2.- Il n’est pas nécessaire non plus, comme le proposait la deuxième objection, que l’on puisse penser à l’existence d’un être plus grand que Dieu, si l’on peut penser que Dieu n’existe pas. Que l’on puisse penser que Dieu n’existe pas ne vient pas en effet de l’imperfection ou de l’incertitude de son être, – l’être de Dieu est de soi absolument évident, – mais de la faiblesse de notre intelligence qui ne peut le saisir par lui-même, mais à partir de ses effets, et qui est ainsi amenée à le connaître par la voie du raisonnement.
3.- La troisième objection tombe par là-même. Comme il est évident pour nous que le tout est plus grand que la partie, il est pleinement évident que Dieu existe pour ceux qui voient l’essence de Dieu, puisque, en lui, essence et existence sont identiques. Mais parce que nous ne pouvons pas voir l’essence de Dieu, nous ne parvenons pas à la connaissance de son existence directement, mais à partir de ses effets.
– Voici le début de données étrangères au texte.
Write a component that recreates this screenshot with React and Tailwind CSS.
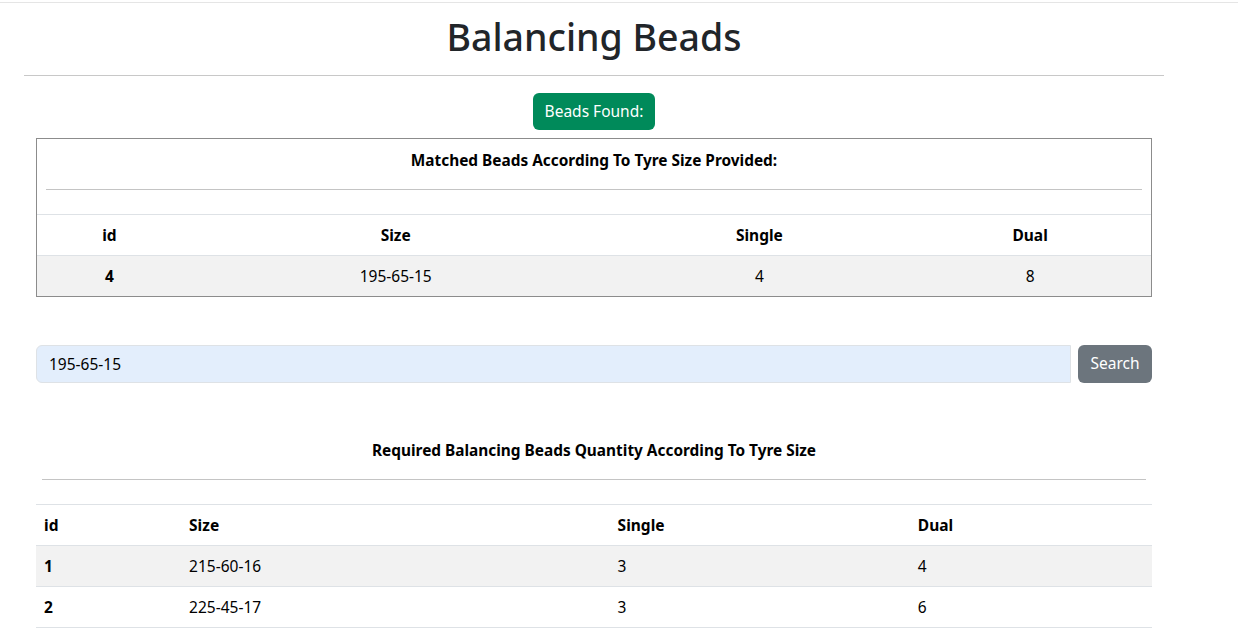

4.- La réponse à la quatrième objection est claire. L’homme en effet connaît Dieu naturellement, de la même manière qu’il le désire naturellement. Or l’homme désire Dieu naturellement en tant qu’il désire naturellement la béatitude, qui est une ressemblance de la bonté de Dieu. Il n’est donc pas nécessaire que l’homme connaisse naturellement Dieu, considéré en lui-même, mais il est nécessaire qu’il en connaisse la ressemblance. Il faut donc que grâce aux ressemblances de Dieu qu’il découvre dans ses effets, l’homme parvienne par voie de raisonnement à la connaissance de Dieu.
5.- La solution de la cinquième objection est également facile et claire. Dieu, sans doute, est ce par quoi toutes choses sont connues, non pas de telle manière que tous les êtres ne soient connus qu’une fois lui connu, comme c’est le cas pour les principes évidents par soi, mais pour cette raison que toute connaissance naît sous son influence.
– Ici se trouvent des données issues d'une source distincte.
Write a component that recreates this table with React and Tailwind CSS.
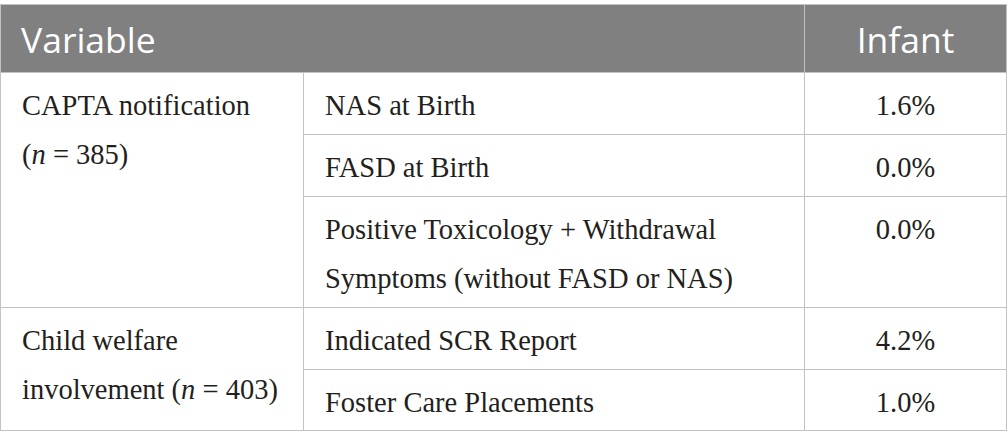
import React from "react";

const serif = { fontFamily: '"Liberation Serif", "Times New Roman", serif' };

function Cell({ children, className = "", ...rest }) {
  return (
    <td
      {...rest}
      className={
        "border border-[#c2c2c2] align-top pt-[8px] pb-[4px] leading-[49px] text-[28.5px] text-[#231f20] " +
        className
      }
    >
      {children}
    </td>
  );
}

export default function App() {
  return (
    <div className="w-[1007px] h-[448px] bg-white pt-[4px]">
      <table className="w-[1006px] border-collapse table-fixed" style={serif}>
        <colgroup>
          <col className="w-[303px]" />
          <col className="w-[501px]" />
          <col className="w-[202px]" />
        </colgroup>
        <thead>
          <tr className="bg-[#808080] text-white">
            <th
              colSpan={2}
              className="border border-[#c2c2c2] h-[68px] text-left pl-[20px] pt-[1px] font-normal text-[35.5px] leading-[40px]"
              style={{ fontFamily: '"Open Sans", "Noto Sans", sans-serif' }}
            >
              Variable
            </th>
            <th
              className="border border-[#c2c2c2] h-[68px] text-center pt-[1px] font-normal text-[35.5px] leading-[40px]"
              style={{ fontFamily: '"Open Sans", "Noto Sans", sans-serif' }}
            >
              Infant
            </th>
          </tr>
        </thead>
        <tbody>
          <tr>
            <Cell rowSpan={3} className="pl-[21px] whitespace-nowrap">
              CAPTA notification
              <br />(<i>n</i> = 385)
            </Cell>
            <Cell className="pl-[21px]">NAS at Birth</Cell>
            <Cell className="text-center">1.6%</Cell>
          </tr>
          <tr>
            <Cell className="pl-[21px]">FASD at Birth</Cell>
            <Cell className="text-center">0.0%</Cell>
          </tr>
          <tr>
            <Cell className="pl-[21px] whitespace-nowrap">
              Positive Toxicology + Withdrawal
              <br />
              Symptoms (without FASD or NAS)
            </Cell>
            <Cell className="text-center">0.0%</Cell>
          </tr>
          <tr>
            <Cell rowSpan={2} className="pl-[21px] whitespace-nowrap">
              Child welfare
              <br />
              involvement (<i>n</i> = 403)
            </Cell>
            <Cell className="pl-[21px]">Indicated SCR Report</Cell>
            <Cell className="text-center">4.2%</Cell>
          </tr>
          <tr>
            <Cell className="pl-[21px] !pb-[3px]">Foster Care Placements</Cell>
            <Cell className="text-center !pb-[3px]">1.0%</Cell>
          </tr>
        </tbody>
      </table>
    </div>
  );
}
Illustration de couverture : Antoine Nicolas, Saint Thomas d’Aquin, Fontaine de Sagesse, 1648.
- Je précise Anselme car les arguments ontologiques de Descartes et de Lebiniz par exemple, n’existaient pas encore.[↩]
- Une autre autre oeuvre, la principale de Thomas d’Aquin[↩]
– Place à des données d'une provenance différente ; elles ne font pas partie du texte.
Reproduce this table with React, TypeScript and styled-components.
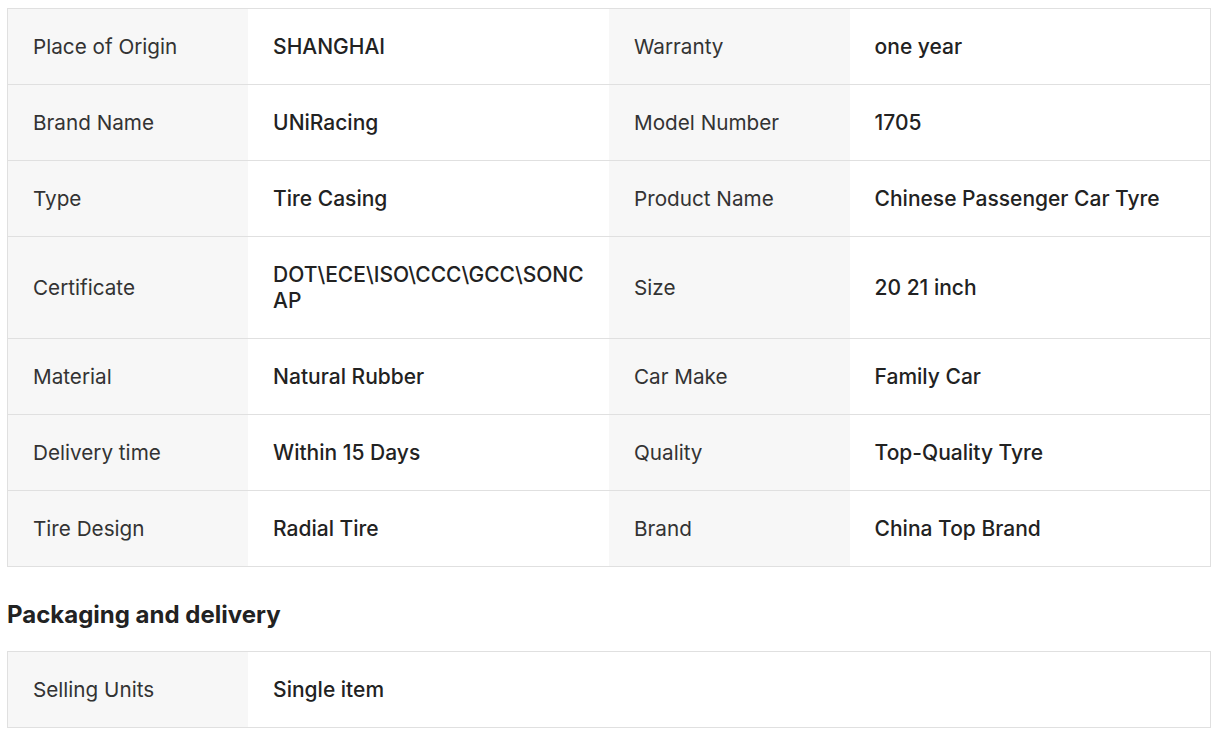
import styled, { createGlobalStyle } from "styled-components"

const GlobalStyle = createGlobalStyle`
    html, body {
        margin: 0;
        padding: 0;
        background: #fff;
    }
    body {
        padding: 8px 0 0 7px;
        font-family: Inter, "Noto Sans", sans-serif;
        color: #222;
    }
`

const Wrapper = styled.div`
    width: 1204px;
`

const Table = styled.table`
    width: 100%;
    border-collapse: collapse;
    table-layout: fixed;
    border: 1px solid #e0e0e0;
`

const Col = styled.col<{ wide?: boolean }>`
    width: ${props => (props.wide ? "30%" : "20%")};
`

const Row = styled.tr`
    border-bottom: 1px solid #e0e0e0;
`

const Label = styled.td`
    background: #f7f7f7;
    color: #333;
    font-size: 20.7px;
    line-height: 26px;
    padding: 25px 25px 24px;
    vertical-align: middle;
`

const Value = styled.td`
    color: #222;
    font-size: 21px;
    font-weight: 500;
    line-height: 26px;
    padding: 25px 25px 24px;
    vertical-align: middle;
    word-break: break-all;
`

const Heading = styled.h3`
    margin: 31px 0 19px;
    font-size: 24px;
    font-weight: 700;
    line-height: 34px;
    color: #222;
`

const attributes: [string, string, string, string][] = [
    ["Place of Origin", "SHANGHAI", "Warranty", "one year"],
    ["Brand Name", "UNiRacing", "Model Number", "1705"],
    ["Type", "Tire Casing", "Product Name", "Chinese Passenger Car Tyre"],
    ["Certificate", "DOT\\ECE\\ISO\\CCC\\GCC\\SONCAP", "Size", "20 21 inch"],
    ["Material", "Natural Rubber", "Car Make", "Family Car"],
    ["Delivery time", "Within 15 Days", "Quality", "Top-Quality Tyre"],
    ["Tire Design", "Radial Tire", "Brand", "China Top Brand"],
]

const App = () => {
    return (
        <Wrapper>
            <GlobalStyle />
            <Table>
                <colgroup>
                    <Col />
                    <Col wide />
                    <Col />
                    <Col wide />
                </colgroup>
                <tbody>
                    {attributes.map(([l1, v1, l2, v2]) => (
                        <Row key={l1}>
                            <Label>{l1}</Label>
                            <Value>{v1}</Value>
                            <Label>{l2}</Label>
                            <Value>{v2}</Value>
                        </Row>
                    ))}
                </tbody>
            </Table>
            <Heading>Packaging and delivery</Heading>
            <Table>
                <colgroup>
                    <Col />
                    <col />
                </colgroup>
                <tbody>
                    <Row>
                        <Label>Selling Units</Label>
                        <Value>Single item</Value>
                    </Row>
                </tbody>
            </Table>
        </Wrapper>
    )
}

export default App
- La discipline de la philosophie qui étudie l’existence de Dieu (la réalité ultime de l’univers) et ses attributs[↩]
- Un institut d’étude catholique qui propose des formations en philosophiques et en théologie pour découvrir Thomas d’Aquin. On trouve toutes ou quasiment toutes les œuvres de Thomas gratuitement en ligne sur leur site.[↩]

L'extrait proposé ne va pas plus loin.